Well linear regression and neural networks are not really the same thing but let me explain it to you: First: Yes I am still into that. A: A neural network is not linear so linear regression isn't really a thing. If you only take on single layer of a network, you will have a linear function IF there is no activation function for that layer. B: Let's say that we do linear regression on some data. Basically, what we want to do is find a function f(x) = a*x + b that fits the data perfectly. Now, we do exactly the same with neural networks. We define our cost function and minimize that. In fact, we use the same minimizer (the mean squared error (for regression tasks, it is the best)). So we define E(a,b) = (f(x_target) - y_target)^2. You can use a pen and a paper to write down the derivative of that with respect to a and b and apply gradient descent to find out optimal a and b. If you have any questions about this, feel free to ask me. If I did not understand your question correctly, feel free to say that aswell and I will do some research to help you if you like.
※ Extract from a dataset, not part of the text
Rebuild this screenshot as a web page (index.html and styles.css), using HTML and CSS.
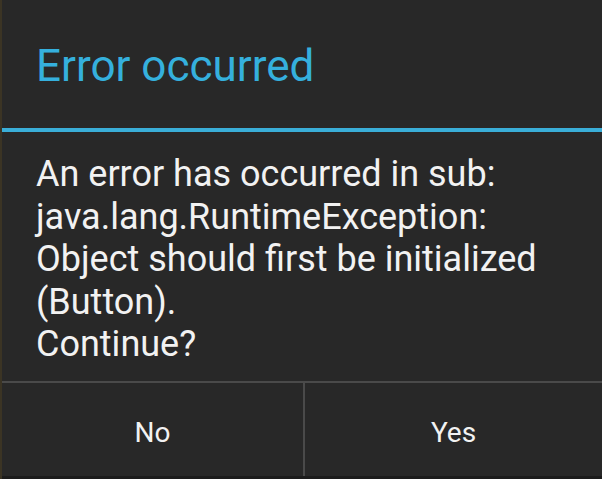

I've just used my whiteboard to derive the formular to optimize f(x) = ax+b. The formula for the gradient is: dE/da = y_i - a * x_i - b -x_i dE/db = y_i -x_i (a+1) - b Now, if you do this iteratively for every point in your dataset y_i and x_i, you will eventually have your perfect a and b. Allthough f(x) = ax + b doesnt work in higher dimensions but the theory is the same. Just use neural networks with 1 layer and no activation function and voila, your function f(x) aka. your neural network is linear and you can apply gradient descent aka. backpropagation for regression
@@finneggers6612 maybe i just used the wrong words or something ruclips.net/video/LvIa0-ZKCrc/видео.html I found out I was messing up with this video at 5:41 I was making a classification code when I wanted a regression one lol. And everytime I look it up, people talk about this linear regression with the y=mx+b function, being this function necessary to predict outputs with the input data. I just cant get what exactly theyre doing or talking about. I can understand why finding the y=mx+b function for all the input and output data, but just that
Great video series! How do you know how many neurons should be in each layer? My intput layer has a size of 300 and the output layer 2. (from index 0-149 five of the inputs will be 1 and the rest 0, (same for index 150-300). Currently I've tried to use 300-600-100-2 for my layers, but did not get great accuracy. Given enough training time, should I add more neurons/layers or less?
There is no simple approach of finding the best network structure (topology). There have been some attempts and they are basically like this: Start with a small network. If underfitting occures (bad accuracy), increase the network size as long as it gets better. Most of the time, I just choose something that would make sense for me. But there are still a few "rules" that you might want to follow: - Don't go from many neurons to very little amount of neurons (100-2). Do more like 100-60-10-2 - Try to always reduce the network size (there are many examples where this is not the case) but maybe you should try: 300-100-20-2. But most important: Get enough training data.Especially when there are so many different possibilities (like you have). Also you should consider finding a better way for the input. 10 activated in 300 is very little. If you could somehow increase this number, it would be great. Feel free to E-Mail me if you want to show me your project or have any questions.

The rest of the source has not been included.